In the material below, list every line carrying the string "this".

--- START OF SUPPLIED MATERIAL ---

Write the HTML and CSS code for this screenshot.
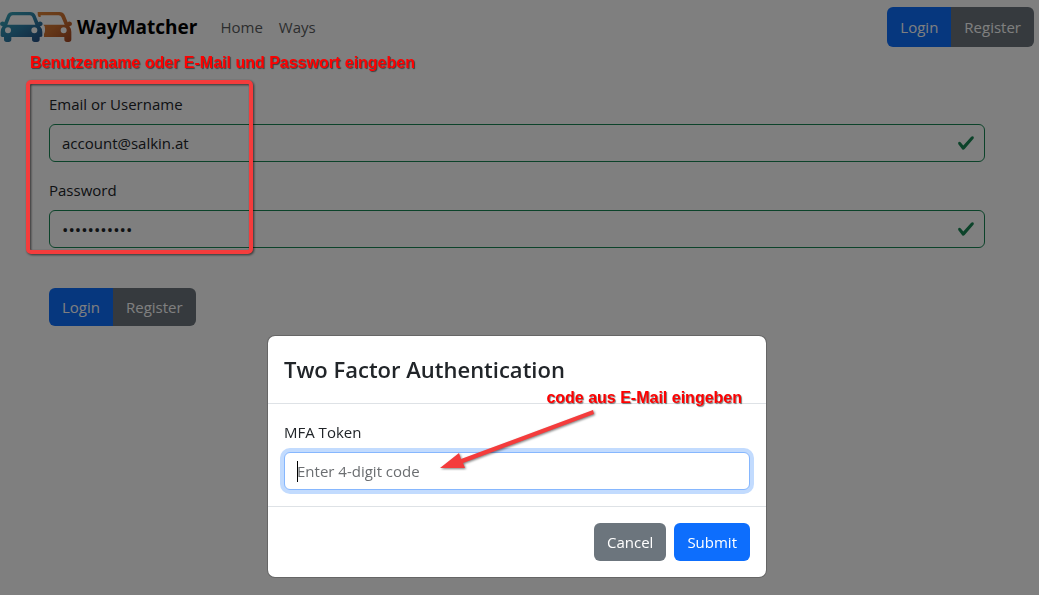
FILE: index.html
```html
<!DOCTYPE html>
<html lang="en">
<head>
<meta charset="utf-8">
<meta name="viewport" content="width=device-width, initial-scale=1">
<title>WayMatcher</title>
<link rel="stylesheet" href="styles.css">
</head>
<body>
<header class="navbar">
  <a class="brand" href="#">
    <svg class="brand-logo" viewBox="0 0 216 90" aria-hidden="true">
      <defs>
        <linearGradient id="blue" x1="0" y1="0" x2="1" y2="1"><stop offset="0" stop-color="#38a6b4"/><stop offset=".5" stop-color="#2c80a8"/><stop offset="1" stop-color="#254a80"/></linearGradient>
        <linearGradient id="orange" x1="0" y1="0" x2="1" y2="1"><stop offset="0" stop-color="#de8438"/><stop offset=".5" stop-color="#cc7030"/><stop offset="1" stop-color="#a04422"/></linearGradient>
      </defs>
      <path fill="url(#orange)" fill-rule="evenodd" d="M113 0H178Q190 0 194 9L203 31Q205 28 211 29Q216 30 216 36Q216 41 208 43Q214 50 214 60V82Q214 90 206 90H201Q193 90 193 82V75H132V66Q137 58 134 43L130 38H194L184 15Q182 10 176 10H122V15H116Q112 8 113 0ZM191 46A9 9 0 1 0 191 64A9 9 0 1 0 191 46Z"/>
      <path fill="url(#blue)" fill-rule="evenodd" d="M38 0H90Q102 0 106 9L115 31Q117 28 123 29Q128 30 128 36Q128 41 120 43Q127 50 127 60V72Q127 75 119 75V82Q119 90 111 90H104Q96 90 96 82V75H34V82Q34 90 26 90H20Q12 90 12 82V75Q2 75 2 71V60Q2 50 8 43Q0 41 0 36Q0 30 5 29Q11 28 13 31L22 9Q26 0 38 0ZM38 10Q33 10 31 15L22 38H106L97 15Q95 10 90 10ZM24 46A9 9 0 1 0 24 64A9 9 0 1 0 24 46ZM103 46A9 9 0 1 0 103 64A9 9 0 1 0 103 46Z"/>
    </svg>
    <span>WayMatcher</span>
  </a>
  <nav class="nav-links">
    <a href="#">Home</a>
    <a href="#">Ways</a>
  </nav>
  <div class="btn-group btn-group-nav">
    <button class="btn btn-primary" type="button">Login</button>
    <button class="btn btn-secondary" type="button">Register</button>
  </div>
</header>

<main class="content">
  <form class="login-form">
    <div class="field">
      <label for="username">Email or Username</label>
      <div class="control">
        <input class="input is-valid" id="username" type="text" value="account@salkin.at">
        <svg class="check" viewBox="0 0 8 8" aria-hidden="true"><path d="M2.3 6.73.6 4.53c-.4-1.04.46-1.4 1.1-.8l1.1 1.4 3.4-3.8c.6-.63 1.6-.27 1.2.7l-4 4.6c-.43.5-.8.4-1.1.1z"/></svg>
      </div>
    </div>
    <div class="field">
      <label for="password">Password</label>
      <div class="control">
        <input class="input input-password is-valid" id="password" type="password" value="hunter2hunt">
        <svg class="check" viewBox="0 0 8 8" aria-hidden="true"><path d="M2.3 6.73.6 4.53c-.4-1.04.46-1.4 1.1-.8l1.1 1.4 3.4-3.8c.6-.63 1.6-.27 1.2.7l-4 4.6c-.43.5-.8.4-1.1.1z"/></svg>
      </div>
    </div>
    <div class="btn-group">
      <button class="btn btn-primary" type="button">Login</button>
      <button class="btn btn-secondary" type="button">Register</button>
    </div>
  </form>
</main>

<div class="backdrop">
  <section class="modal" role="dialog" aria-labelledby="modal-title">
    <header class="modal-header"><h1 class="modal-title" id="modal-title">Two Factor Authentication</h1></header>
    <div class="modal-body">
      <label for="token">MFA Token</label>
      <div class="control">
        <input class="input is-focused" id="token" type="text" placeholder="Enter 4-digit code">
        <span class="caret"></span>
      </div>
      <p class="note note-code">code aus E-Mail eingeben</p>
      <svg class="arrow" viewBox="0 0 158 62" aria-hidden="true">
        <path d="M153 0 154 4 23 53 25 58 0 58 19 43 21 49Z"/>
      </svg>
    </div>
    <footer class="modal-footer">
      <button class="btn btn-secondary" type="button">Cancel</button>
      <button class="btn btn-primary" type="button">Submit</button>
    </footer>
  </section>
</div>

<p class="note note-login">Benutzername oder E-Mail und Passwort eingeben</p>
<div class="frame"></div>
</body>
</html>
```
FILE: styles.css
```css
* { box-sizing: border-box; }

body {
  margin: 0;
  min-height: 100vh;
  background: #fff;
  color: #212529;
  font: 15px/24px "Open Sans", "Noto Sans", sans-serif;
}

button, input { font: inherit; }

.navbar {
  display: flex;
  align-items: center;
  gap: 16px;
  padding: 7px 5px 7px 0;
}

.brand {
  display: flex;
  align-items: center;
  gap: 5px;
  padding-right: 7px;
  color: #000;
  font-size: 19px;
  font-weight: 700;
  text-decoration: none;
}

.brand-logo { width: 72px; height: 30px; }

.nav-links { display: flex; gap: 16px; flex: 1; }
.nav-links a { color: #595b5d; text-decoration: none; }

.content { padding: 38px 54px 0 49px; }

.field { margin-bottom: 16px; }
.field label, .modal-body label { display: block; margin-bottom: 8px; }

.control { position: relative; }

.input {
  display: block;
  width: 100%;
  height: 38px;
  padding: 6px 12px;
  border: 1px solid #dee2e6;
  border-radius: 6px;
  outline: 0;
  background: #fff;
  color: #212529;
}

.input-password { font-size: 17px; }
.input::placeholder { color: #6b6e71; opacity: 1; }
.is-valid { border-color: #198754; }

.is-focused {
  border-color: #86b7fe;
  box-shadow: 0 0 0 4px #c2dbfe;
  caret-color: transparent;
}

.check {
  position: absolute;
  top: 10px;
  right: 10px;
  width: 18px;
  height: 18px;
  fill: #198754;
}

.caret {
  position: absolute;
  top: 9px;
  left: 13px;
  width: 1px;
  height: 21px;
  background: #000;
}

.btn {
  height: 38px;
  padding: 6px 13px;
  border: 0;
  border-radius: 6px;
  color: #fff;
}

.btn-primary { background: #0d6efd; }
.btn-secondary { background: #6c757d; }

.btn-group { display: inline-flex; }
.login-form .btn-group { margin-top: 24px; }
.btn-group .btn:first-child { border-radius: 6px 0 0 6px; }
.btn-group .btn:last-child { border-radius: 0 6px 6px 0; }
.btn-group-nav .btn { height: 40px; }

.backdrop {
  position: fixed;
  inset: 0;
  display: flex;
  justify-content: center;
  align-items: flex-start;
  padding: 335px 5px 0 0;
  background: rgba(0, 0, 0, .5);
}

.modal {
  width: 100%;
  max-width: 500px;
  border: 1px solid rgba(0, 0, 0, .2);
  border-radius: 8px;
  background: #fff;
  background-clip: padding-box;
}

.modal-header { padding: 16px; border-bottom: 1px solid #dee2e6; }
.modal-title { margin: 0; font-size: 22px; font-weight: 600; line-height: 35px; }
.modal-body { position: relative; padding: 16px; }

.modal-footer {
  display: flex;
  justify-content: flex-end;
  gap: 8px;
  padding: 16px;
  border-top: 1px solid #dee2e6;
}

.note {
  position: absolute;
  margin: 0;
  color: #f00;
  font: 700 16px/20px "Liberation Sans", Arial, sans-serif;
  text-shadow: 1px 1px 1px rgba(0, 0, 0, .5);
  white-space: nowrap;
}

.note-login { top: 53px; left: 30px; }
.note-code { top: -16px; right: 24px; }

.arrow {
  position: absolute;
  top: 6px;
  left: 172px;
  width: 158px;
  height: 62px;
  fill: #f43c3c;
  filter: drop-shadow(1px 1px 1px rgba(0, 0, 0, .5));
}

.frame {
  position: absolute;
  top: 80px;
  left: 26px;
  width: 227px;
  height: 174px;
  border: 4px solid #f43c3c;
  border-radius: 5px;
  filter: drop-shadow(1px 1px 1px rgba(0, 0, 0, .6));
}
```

--- END OF SUPPLIED MATERIAL ---
--- START OF SUPPLIED MATERIAL ---

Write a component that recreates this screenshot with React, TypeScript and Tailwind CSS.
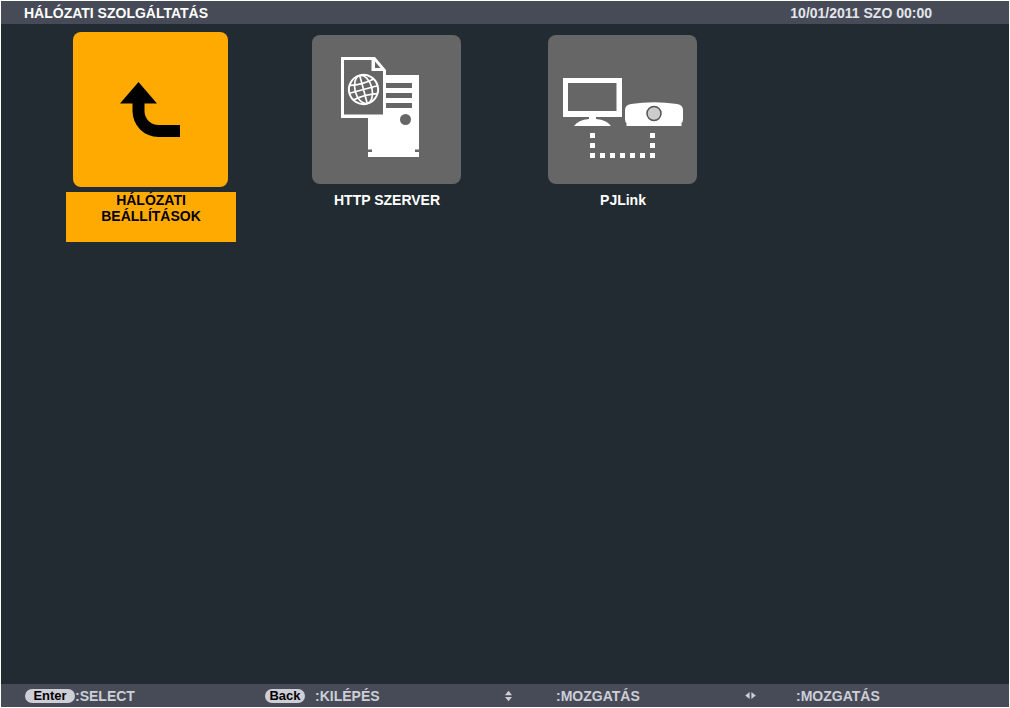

--- END OF SUPPLIED MATERIAL ---

EXERCISE OUTPUT:
Write the HTML and CSS code for this screenshot.
Write a component that recreates this screenshot with React, TypeScript and Tailwind CSS.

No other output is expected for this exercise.